START DATA SECTION

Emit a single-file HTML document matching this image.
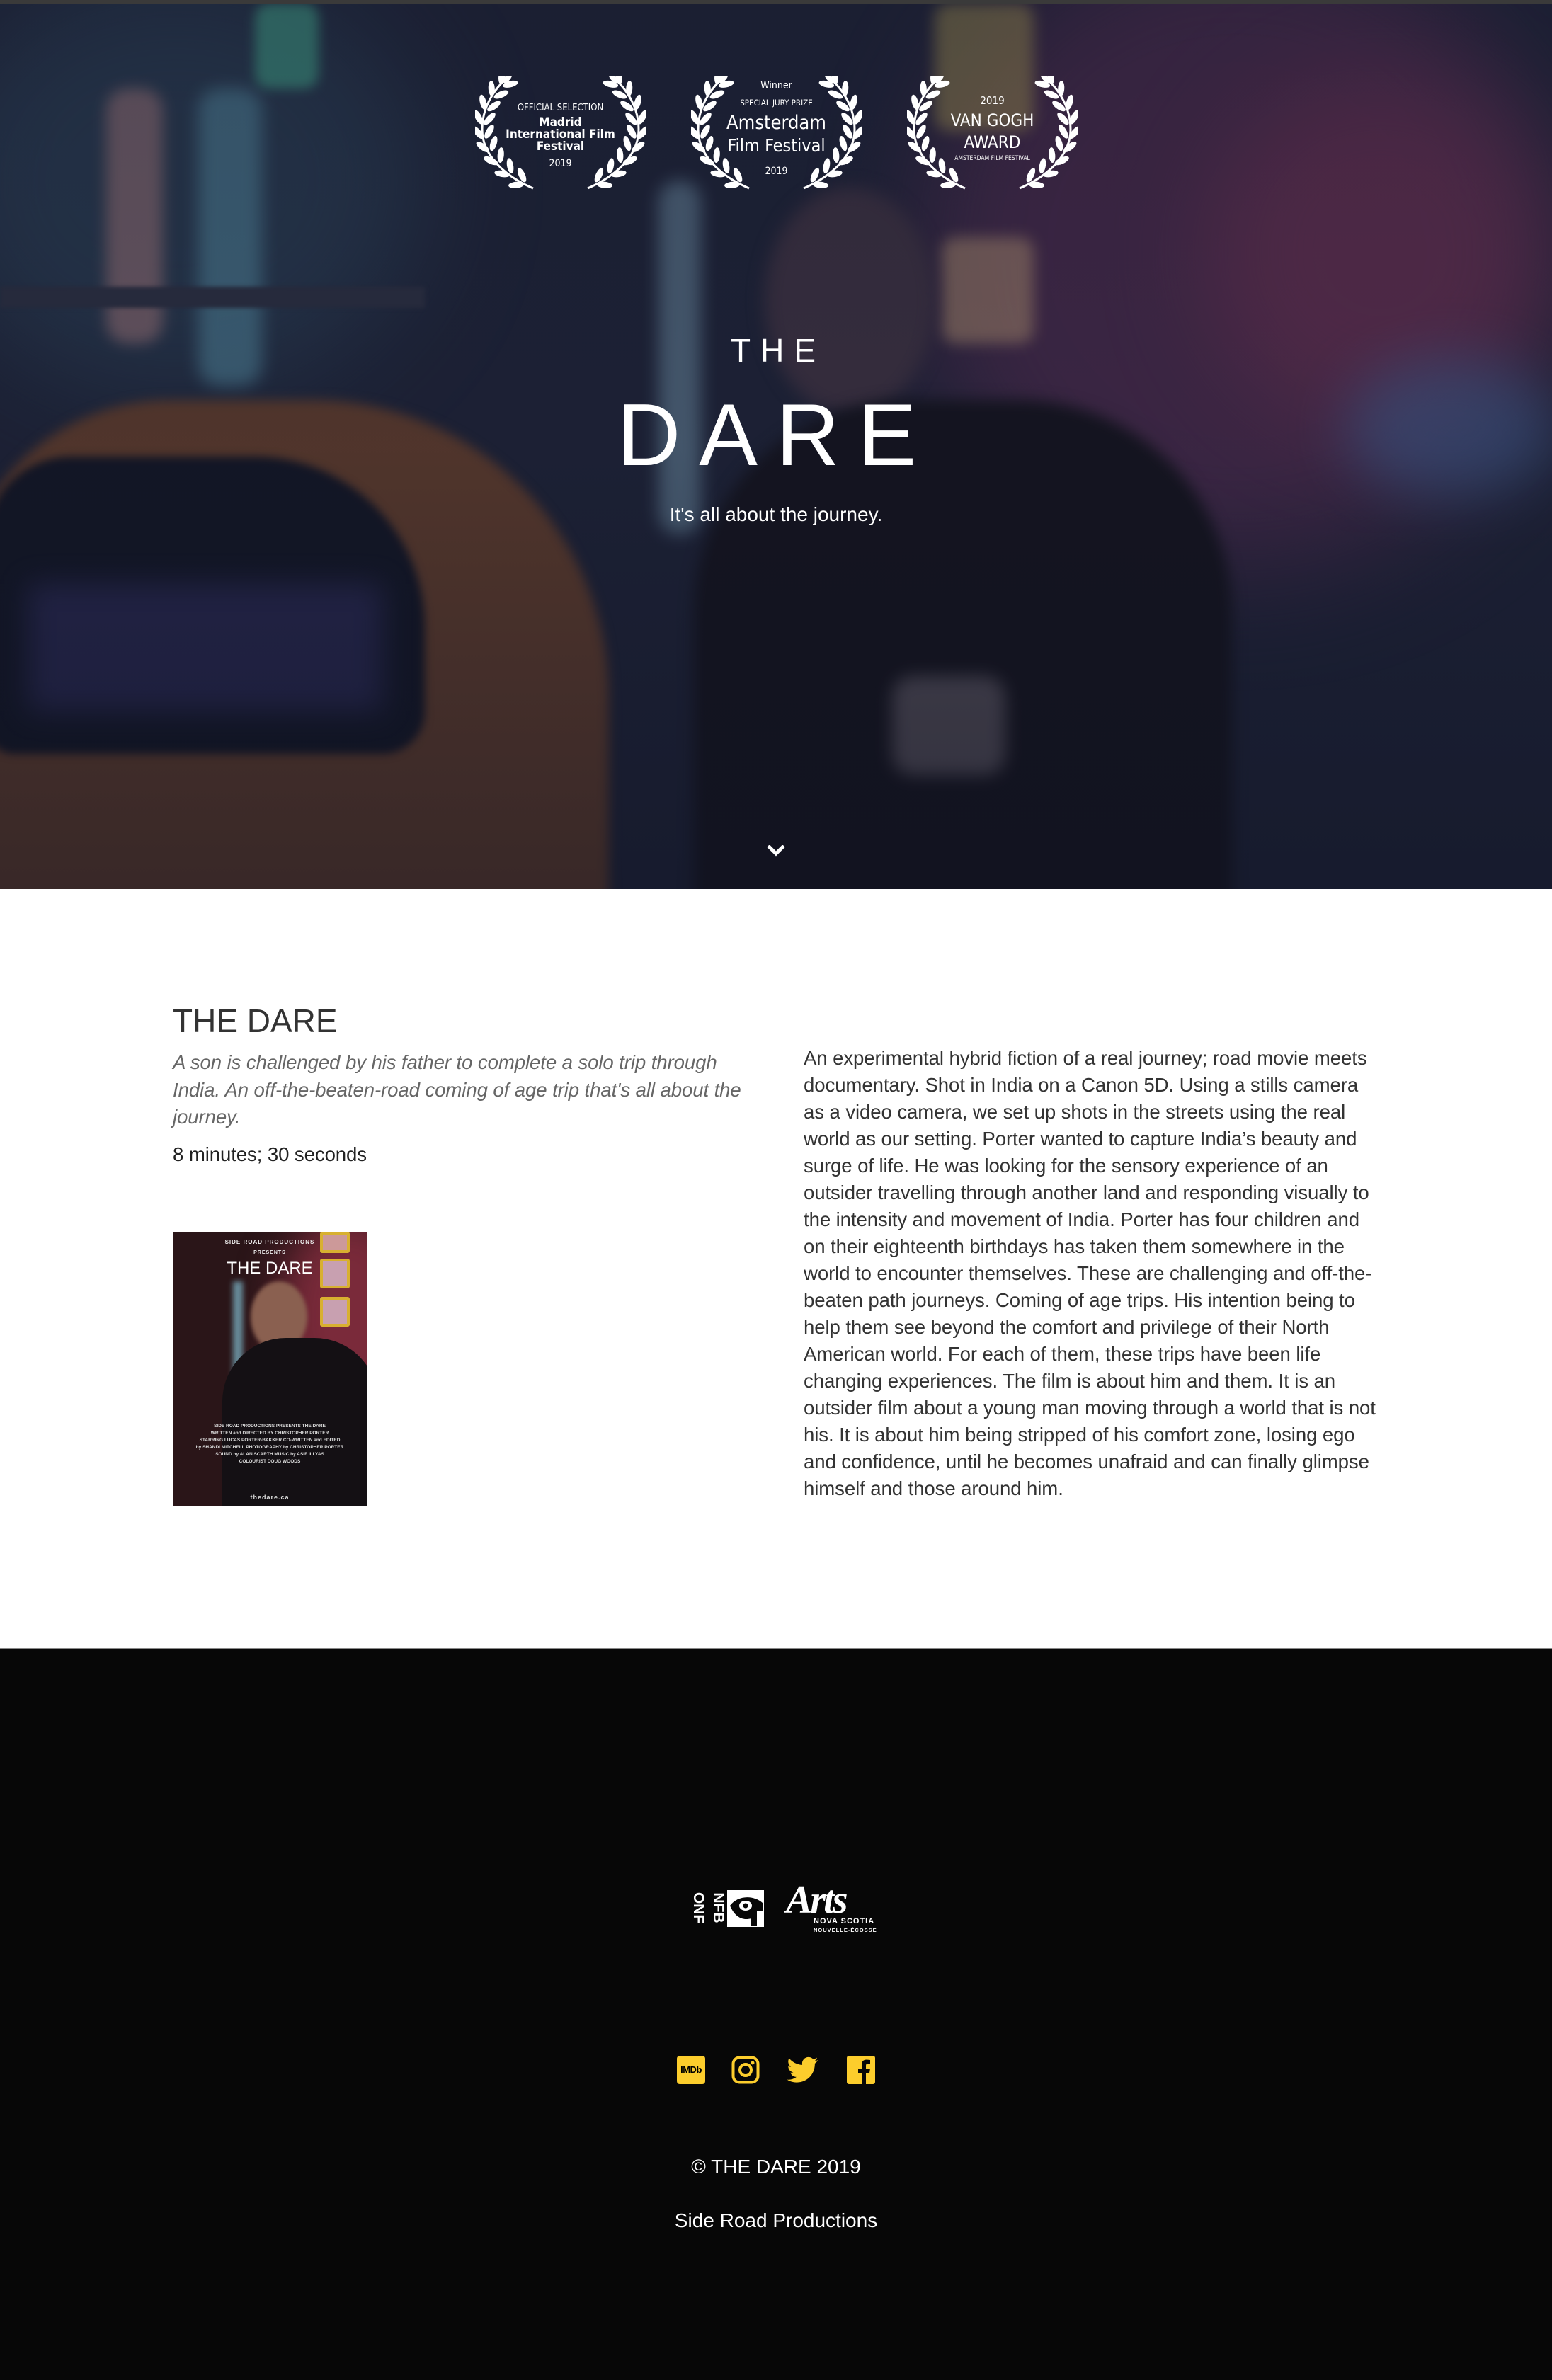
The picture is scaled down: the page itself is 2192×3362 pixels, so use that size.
<!DOCTYPE html>
<html><head><meta charset="utf-8">
<style>
*{margin:0;padding:0;box-sizing:border-box}
body{width:2192px;height:3362px;background:#fff;font-family:"Liberation Sans",Arial,sans-serif;position:relative;overflow:hidden}
.hero{position:absolute;left:0;top:0;width:2192px;height:1256px;overflow:hidden;background:#1d2236;border-top:5px solid #3a3a3a}
.b{position:absolute;border-radius:50%;filter:blur(30px)}
.abs{position:absolute}
.hero .t{position:absolute;left:0;width:2192px;text-align:center;color:#fff}
.lau{position:absolute;top:103px;width:241px;height:160px}
.lau .txt{position:absolute;left:0;width:241px;text-align:center;color:#fff;font-family:"DejaVu Sans Condensed","Liberation Sans",sans-serif}
.white{position:absolute;left:0;top:1256px;width:2192px;height:1072px;background:#fff}
.foot{position:absolute;left:0;top:2328px;width:2192px;height:1034px;background:#070707;border-top:2px solid #888}
.rt{position:absolute;left:1135px;top:220px;font-size:27.6px;line-height:38px;color:#333;white-space:nowrap;letter-spacing:-0.1px}
</style></head><body>
<div class="hero">
  <div class="b" style="left:1300px;top:-100px;width:900px;height:900px;background:#4a2a4c;opacity:.8;filter:blur(80px)"></div>
  <div class="b" style="left:1700px;top:100px;width:500px;height:500px;background:#6a3050;opacity:.6;filter:blur(70px)"></div>
  <div class="b" style="left:-100px;top:-50px;width:700px;height:600px;background:#2a3f55;opacity:.7;filter:blur(80px)"></div>
  <div class="b" style="left:150px;top:120px;width:80px;height:360px;background:#8a6a70;opacity:.7;border-radius:30px;filter:blur(10px)"></div>
  <div class="b" style="left:280px;top:120px;width:90px;height:420px;background:#4a7a90;opacity:.7;border-radius:30px;filter:blur(12px)"></div>
  <div class="b" style="left:360px;top:0px;width:90px;height:120px;background:#3a8a7a;opacity:.8;border-radius:20px;filter:blur(8px)"></div>
  <div class="b" style="left:930px;top:250px;width:60px;height:500px;background:#6a8aa0;opacity:.6;border-radius:30px;filter:blur(12px)"></div>
  <div class="b" style="left:1320px;top:0px;width:140px;height:180px;background:#a09050;opacity:.55;border-radius:20px;filter:blur(10px)"></div>
  <div class="b" style="left:1330px;top:330px;width:130px;height:150px;background:#b09070;opacity:.55;border-radius:20px;filter:blur(10px)"></div>
  <div class="b" style="left:1900px;top:500px;width:300px;height:200px;background:#3a5a8a;opacity:.6;filter:blur(40px)"></div>
  <div class="abs" style="left:-60px;top:560px;width:920px;height:800px;border-radius:300px 420px 0 0;background:#5a3a2c;filter:blur(8px)"></div>
  <div class="abs" style="left:-20px;top:640px;width:620px;height:420px;border-radius:120px 240px 60px 40px;background:#121625;filter:blur(6px)"></div>
  <div class="abs" style="left:40px;top:820px;width:500px;height:180px;background:#2a2a55;filter:blur(20px);opacity:.8"></div>
  <div class="abs" style="left:0;top:400px;width:600px;height:30px;background:#2a2e40;filter:blur(3px)"></div>
  <div class="abs" style="left:1080px;top:260px;width:240px;height:320px;border-radius:50%;background:#3a3040;filter:blur(12px)"></div>
  <div class="abs" style="left:980px;top:560px;width:760px;height:760px;border-radius:300px 300px 0 0;background:#14141e;filter:blur(10px)"></div>
  <div class="abs" style="left:1260px;top:950px;width:160px;height:140px;border-radius:30px;background:#5a5560;filter:blur(12px);opacity:.8"></div>
  <div class="abs" style="left:0;top:0;width:2192px;height:1256px;background:linear-gradient(180deg,rgba(20,22,40,.25),rgba(20,22,40,.15) 50%,rgba(15,18,35,.45))"></div>

  <svg width="0" height="0" style="position:absolute">
    <defs>
      <g id="lp">
        <ellipse cx="14" cy="0" rx="11" ry="4.5" transform="rotate(-55)" fill="#fff"/>
        <ellipse cx="14" cy="0" rx="11" ry="4.5" transform="rotate(-125)" fill="#fff"/>
      </g>
      <g id="half">
        <path d="M82 158 C40 140 10 110 10 75 C10 45 25 20 45 2" fill="none" stroke="#fff" stroke-width="3"/>
        <use href="#lp" transform="translate(72,152) rotate(-60)"/>
        <use href="#lp" transform="translate(52,140) rotate(-45)"/>
        <use href="#lp" transform="translate(35,125) rotate(-30)"/>
        <use href="#lp" transform="translate(22,108) rotate(-18)"/>
        <use href="#lp" transform="translate(13,90) rotate(-5)"/>
        <use href="#lp" transform="translate(11,70) rotate(8)"/>
        <use href="#lp" transform="translate(15,50) rotate(20)"/>
        <use href="#lp" transform="translate(24,31) rotate(32)"/>
        <use href="#lp" transform="translate(36,14) rotate(42)"/>
        <ellipse cx="46" cy="2" rx="9" ry="4" transform="rotate(-50 46 2)" fill="#fff"/>
      </g>
      <g id="laurel">
        <use href="#half"/>
        <use href="#half" transform="translate(241,0) scale(-1,1)"/>
      </g>
    </defs>
  </svg>
  <div class="lau" style="left:671px">
    <svg width="241" height="160" style="position:absolute;left:0;top:0"><use href="#laurel"/></svg>
    <div class="txt" style="top:37px;font-size:13px">OFFICIAL SELECTION</div>
    <div class="txt" style="top:57px;font-size:17px;font-weight:bold;line-height:17px">Madrid<br>International Film<br>Festival</div>
    <div class="txt" style="top:115px;font-size:14px">2019</div>
  </div>
  <div class="lau" style="left:976px">
    <svg width="241" height="160" style="position:absolute;left:0;top:0"><use href="#laurel"/></svg>
    <div class="txt" style="top:5px;font-size:14px">Winner</div>
    <div class="txt" style="top:30px;font-size:11.5px">SPECIAL JURY PRIZE</div>
    <div class="txt" style="top:50px;font-size:27px;line-height:32px">Amsterdam<br><span style="font-size:25px">Film Festival</span></div>
    <div class="txt" style="top:126px;font-size:14px">2019</div>
  </div>
  <div class="lau" style="left:1281px">
    <svg width="241" height="160" style="position:absolute;left:0;top:0"><use href="#laurel"/></svg>
    <div class="txt" style="top:25px;font-size:15px">2019</div>
    <div class="txt" style="top:47px;font-size:24px;line-height:31px">VAN GOGH<br>AWARD</div>
    <div class="txt" style="top:111px;font-size:8.5px">AMSTERDAM FILM FESTIVAL</div>
  </div>

  <div class="t" style="top:463px;font-size:46px;letter-spacing:14px;text-indent:6px">THE</div>
  <div class="t" style="top:540px;font-size:124px;letter-spacing:26px;text-indent:0px;line-height:140px">DARE</div>
  <div class="t" style="top:706px;font-size:28px">It's all about the journey.</div>
  <svg class="abs" style="left:1082px;top:1186px" width="28" height="20" viewBox="0 0 28 20"><path d="M3 4 L14 15 L25 4" fill="none" stroke="#fff" stroke-width="5"/></svg>
</div>

<div class="white">
  <div class="abs" style="left:244px;top:159px;font-size:46px;color:#333">THE DARE</div>
  <div class="abs" style="left:244px;top:226px;font-size:27.6px;line-height:38.5px;color:#666;font-style:italic;white-space:nowrap;letter-spacing:-0.1px">A son is challenged by his father to complete a solo trip through<br>India. An off-the-beaten-road coming of age trip that's all about the<br>journey.</div>
  <div class="abs" style="left:244px;top:359px;font-size:27.6px;color:#222;letter-spacing:-0.1px">8 minutes; 30 seconds</div>
  <div class="abs" style="left:244px;top:484px;width:274px;height:388px;overflow:hidden;background:#2a1518">
    <div class="b" style="left:150px;top:-30px;width:200px;height:300px;background:#7a2a3a;filter:blur(30px)"></div>
    <div class="abs" style="left:208px;top:0;width:42px;height:30px;border:4px solid #d8b030;background:#c99;border-radius:3px"></div>
    <div class="abs" style="left:208px;top:38px;width:42px;height:42px;border:4px solid #d8b030;background:#c8a0b0;border-radius:3px"></div>
    <div class="abs" style="left:208px;top:92px;width:42px;height:42px;border:4px solid #d8b030;background:#c8a0b0;border-radius:3px"></div>
    <div class="abs" style="left:85px;top:70px;width:14px;height:160px;background:#7ab;filter:blur(4px);opacity:.8"></div>
    <div class="abs" style="left:110px;top:70px;width:80px;height:100px;border-radius:50%;background:#8a6050;filter:blur(3px)"></div>
    <div class="abs" style="left:70px;top:150px;width:220px;height:260px;border-radius:90px 90px 0 0;background:#141014"></div>
    <div class="abs" style="left:0;top:10px;width:274px;text-align:center;color:#eee;font-size:8px;font-weight:bold;letter-spacing:1px">SIDE ROAD PRODUCTIONS</div>
    <div class="abs" style="left:0;top:26px;width:274px;text-align:center;color:#eee;font-size:7px;font-weight:bold;letter-spacing:1px">PRESENTS</div>
    <div class="abs" style="left:0;top:38px;width:274px;text-align:center;color:#fff;font-size:24px">THE DARE</div>
    <div class="abs" style="left:0;top:270px;width:274px;text-align:center;color:#ddd;font-size:6.5px;font-weight:bold;line-height:10px">SIDE ROAD PRODUCTIONS PRESENTS THE DARE<br>WRITTEN and DIRECTED BY CHRISTOPHER PORTER<br>STARRING LUCAS PORTER-BAKKER CO-WRITTEN and EDITED<br>by SHANDI MITCHELL PHOTOGRAPHY by CHRISTOPHER PORTER<br>SOUND by ALAN SCARTH MUSIC by ASIF ILLYAS<br>COLOURIST DOUG WOODS</div>
    <div class="abs" style="left:0;top:370px;width:274px;text-align:center;color:#ddd;font-size:9px;font-weight:bold;letter-spacing:1px">thedare.ca</div>
  </div>
  <div class="rt">An experimental hybrid fiction of a real journey; road movie meets<br>documentary. Shot in India on a Canon 5D. Using a stills camera<br>as a video camera, we set up shots in the streets using the real<br>world as our setting. Porter wanted to capture India’s beauty and<br>surge of life. He was looking for the sensory experience of an<br>outsider travelling through another land and responding visually to<br>the intensity and movement of India. Porter has four children and<br>on their eighteenth birthdays has taken them somewhere in the<br>world to encounter themselves. These are challenging and off-the-<br>beaten path journeys. Coming of age trips. His intention being to<br>help them see beyond the comfort and privilege of their North<br>American world. For each of them, these trips have been life<br>changing experiences. The film is about him and them. It is an<br>outsider film about a young man moving through a world that is not<br>his. It is about him being stripped of his comfort zone, losing ego<br>and confidence, until he becomes unafraid and can finally glimpse<br>himself and those around him.</div>
</div>

<div class="foot">
  <div class="abs" style="left:970px;top:340px;width:110px;height:52px">
    <div class="abs" style="left:-10px;top:14px;transform:rotate(90deg);color:#fff;font-weight:bold;font-size:21px;line-height:22px;width:52px;text-align:center">ONF</div>
    <div class="abs" style="left:18px;top:14px;transform:rotate(90deg);color:#fff;font-weight:bold;font-size:21px;line-height:22px;width:52px;text-align:center">NFB</div>
    <div class="abs" style="left:57px;top:0;width:52px;height:52px;background:#fff"></div>
    <svg class="abs" style="left:57px;top:0" width="52" height="52"><path d="M4 22 C14 8 36 6 50 18 L50 30 L42 30 L42 50 L34 50 L34 40 C20 44 10 36 4 22Z" fill="#070707"/><ellipse cx="26" cy="22" rx="9" ry="7" fill="#fff"/><circle cx="26" cy="22" r="3.5" fill="#070707"/></svg>
  </div>
  <div class="abs" style="left:1110px;top:322px;color:#fff;font-family:'Liberation Serif',serif;font-style:italic;font-weight:bold;font-size:56px;letter-spacing:-3px">Arts</div>
  <div class="abs" style="left:1149px;top:378px;color:#fff;font-size:11px;font-weight:bold;letter-spacing:1px;line-height:12px">NOVA SCOTIA<br><span style="font-size:7.5px">NOUVELLE-ÉCOSSE</span></div>
  <div class="abs" style="left:956px;top:574px;width:40px;height:40px;background:#fccd2c;border-radius:4px;color:#000;font-weight:bold;font-size:13px;line-height:40px;text-align:center;letter-spacing:-0.5px">IMDb</div>
  <svg class="abs" style="left:1033px;top:574px" width="40" height="40" viewBox="0 0 40 40"><rect x="2.5" y="2.5" width="35" height="35" rx="9" fill="none" stroke="#fccd2c" stroke-width="4"/><circle cx="20" cy="20" r="8" fill="none" stroke="#fccd2c" stroke-width="4"/><circle cx="30" cy="10" r="2.5" fill="#fccd2c"/></svg>
  <svg class="abs" style="left:1112px;top:575px" width="44" height="38" viewBox="0 0 24 20"><path d="M23.6 2.4c-.9.4-1.8.6-2.8.8 1-.6 1.8-1.6 2.1-2.7-.9.6-2 1-3.1 1.2C19 .7 17.7.1 16.3.1c-2.7 0-4.9 2.2-4.9 4.9 0 .4 0 .8.1 1.1C7.4 5.9 3.8 4 1.4 1 1 1.7.7 2.6.7 3.5c0 1.7.9 3.2 2.2 4.1-.8 0-1.6-.2-2.2-.6v.1c0 2.4 1.7 4.4 3.9 4.8-.4.1-.8.2-1.3.2-.3 0-.6 0-.9-.1.6 2 2.4 3.4 4.6 3.4-1.7 1.3-3.8 2.1-6.1 2.1-.4 0-.8 0-1.2-.1 2.2 1.4 4.8 2.2 7.5 2.2 9.1 0 14-7.5 14-14v-.6c1-.7 1.8-1.6 2.4-2.6z" fill="#fccd2c"/></svg>
  <svg class="abs" style="left:1196px;top:574px" width="40" height="40" viewBox="0 0 40 40"><rect width="40" height="40" rx="3" fill="#fccd2c"/><path d="M27 40 V24 H32 L33 18 H27 V14 C27 12 28 11 30 11 H33 V6 C32 6 30 5.5 28 5.5 C23.5 5.5 21 8 21 13 V18 H16 V24 H21 V40Z" fill="#070707"/></svg>
  <div class="abs" style="left:0;top:715px;width:2192px;text-align:center;color:#fff;font-size:28px">© THE DARE 2019</div>
  <div class="abs" style="left:0;top:791px;width:2192px;text-align:center;color:#fff;font-size:28px">Side Road Productions</div>
</div>
</body></html>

END DATA SECTION

- [EXERCISE INSTRUCTIONS] Gather every line from the listing above in which "that" appears, and copy those lines.

- [OUTPUT OF THE TASK]
The picture is scaled down: the page itself is 2192×3362 pixels, so use that size.
  <div class="abs" style="left:244px;top:226px;font-size:27.6px;line-height:38.5px;color:#666;font-style:italic;white-space:nowrap;letter-spacing:-0.1px">A son is challenged by his father to complete a solo trip through<br>India. An off-the-beaten-road coming of age trip that's all about the<br>journey.</div>
  <div class="rt">An experimental hybrid fiction of a real journey; road movie meets<br>documentary. Shot in India on a Canon 5D. Using a stills camera<br>as a video camera, we set up shots in the streets using the real<br>world as our setting. Porter wanted to capture India’s beauty and<br>surge of life. He was looking for the sensory experience of an<br>outsider travelling through another land and responding visually to<br>the intensity and movement of India. Porter has four children and<br>on their eighteenth birthdays has taken them somewhere in the<br>world to encounter themselves. These are challenging and off-the-<br>beaten path journeys. Coming of age trips. His intention being to<br>help them see beyond the comfort and privilege of their North<br>American world. For each of them, these trips have been life<br>changing experiences. The film is about him and them. It is an<br>outsider film about a young man moving through a world that is not<br>his. It is about him being stripped of his comfort zone, losing ego<br>and confidence, until he becomes unafraid and can finally glimpse<br>himself and those around him.</div>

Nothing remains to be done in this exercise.